No, the attrition rates actually have been part of the reason why we are seeing growth in the portfolio. As I have often talked about before, Sheila, I think the first step is to ensure that the portfolio keeps growing quarter after quarter and we are at close to 2.05 million units now. At some point, Judy will start rounding that up to 2.1 million units. But it is just a little shy from that. But the good news is that the portfolio grew across geographies. The only place where we are being a little more selective right now is in China, where we have adopted a strategy of smart service growth, where we are trying to make sure that we are not just taking service contracts for the sake of service contracts, but that they are profitable service contracts over the long term.
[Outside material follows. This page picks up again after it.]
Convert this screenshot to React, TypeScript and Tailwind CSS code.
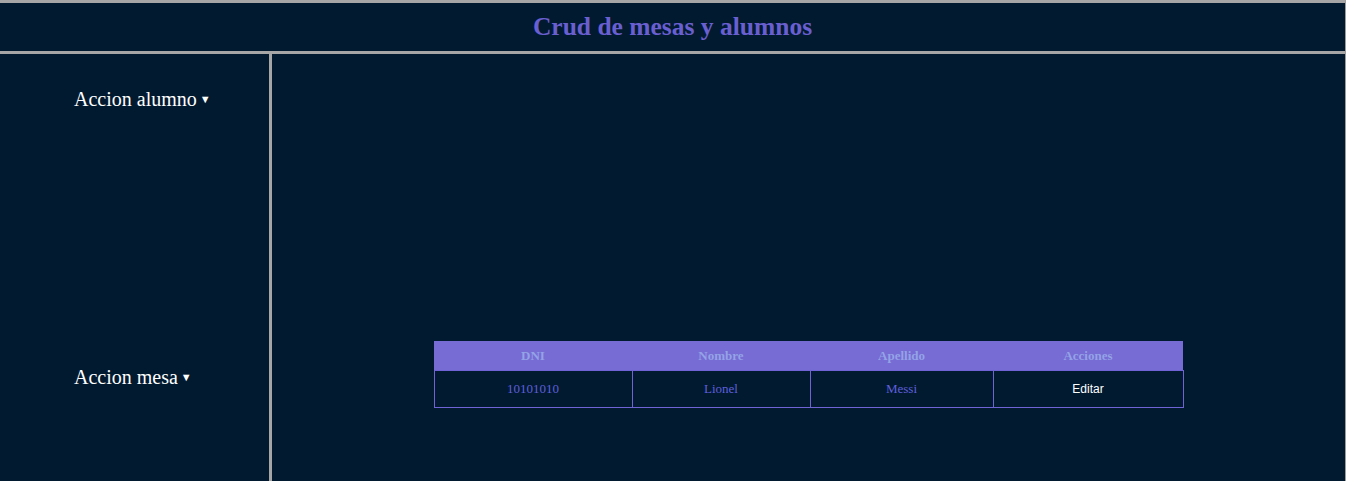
const rows = [{ dni: "10101010", nombre: "Lionel", apellido: "Messi" }];

function Accion({ label }: { label: string }) {
  return (
    <div className="flex items-center text-[20px] text-white">
      <span>{label}</span>
      <span className="ml-[3px] text-[11px]">▼</span>
    </div>
  );
}

export default function App() {
  return (
    <div
      className="flex h-[481px] flex-col border-r border-[#9c9c9c] bg-[#011a30]"
      style={{ fontFamily: '"Liberation Serif", "Times New Roman", serif' }}
    >
      <header className="flex h-[54px] shrink-0 items-center justify-center border-t-[3px] border-b-[3px] border-[#a6a6a6]">
        <h1 className="text-[25.5px] font-bold text-[#6a5fd0]">Crud de mesas y alumnos</h1>
      </header>
      <div className="flex flex-1">
        <aside className="flex w-[272px] shrink-0 flex-col border-r-[3px] border-[#a6a6a6] pl-[74px] pt-[30px]">
          <Accion label="Accion alumno" />
          <div className="mt-[248px]">
            <Accion label="Accion mesa" />
          </div>
        </aside>
        <main className="flex flex-1 justify-center pt-[287px]">
          <table className="h-fit w-[750px] border-collapse text-[13px]">
            <thead>
              <tr className="h-[29px] bg-[#776bd4] text-[#93a3e6]">
                <th className="w-[198px] font-bold">DNI</th>
                <th className="w-[178px] font-bold">Nombre</th>
                <th className="w-[183px] font-bold">Apellido</th>
                <th className="font-bold">Acciones</th>
              </tr>
            </thead>
            <tbody>
              {rows.map((r) => (
                <tr key={r.dni} className="h-[37px] text-center text-[#5f5fdc]">
                  <td className="border border-[#6f63d6]">{r.dni}</td>
                  <td className="border border-[#6f63d6]">{r.nombre}</td>
                  <td className="border border-[#6f63d6]">{r.apellido}</td>
                  <td
                    className="border border-[#6f63d6] text-[12px] text-white"
                    style={{ fontFamily: '"Liberation Sans", Arial, sans-serif' }}
                  >
                    Editar
                  </td>
                </tr>
              ))}
            </tbody>
          </table>
        </main>
      </div>
    </div>
  );
}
And we are continuing to look at the portfolio carefully from that perspective. But really encouraging news is that there is good service growth. If you exclude China, the growth in portfolio from Q2 to Q3 compared to last year, almost similar levels, encouraging. And that's the basic secret sauce, as Greg said, right, you install elevators so that you can keep servicing them for years to come.

Sheila Kahyaoglu -- Jefferies -- Analyst

Thank you.

Operator

Thank you. Our next question comes from Jeff Sprague with Vertical Research Partners. Your line is now open.

Jeff Sprague -- Vertical Research Partners -- Analyst

Thank you. Good morning, everyone. Congrats, Carroll, Akhil. You'll be very much missed. Hopefully, we see on the beat somewhere else.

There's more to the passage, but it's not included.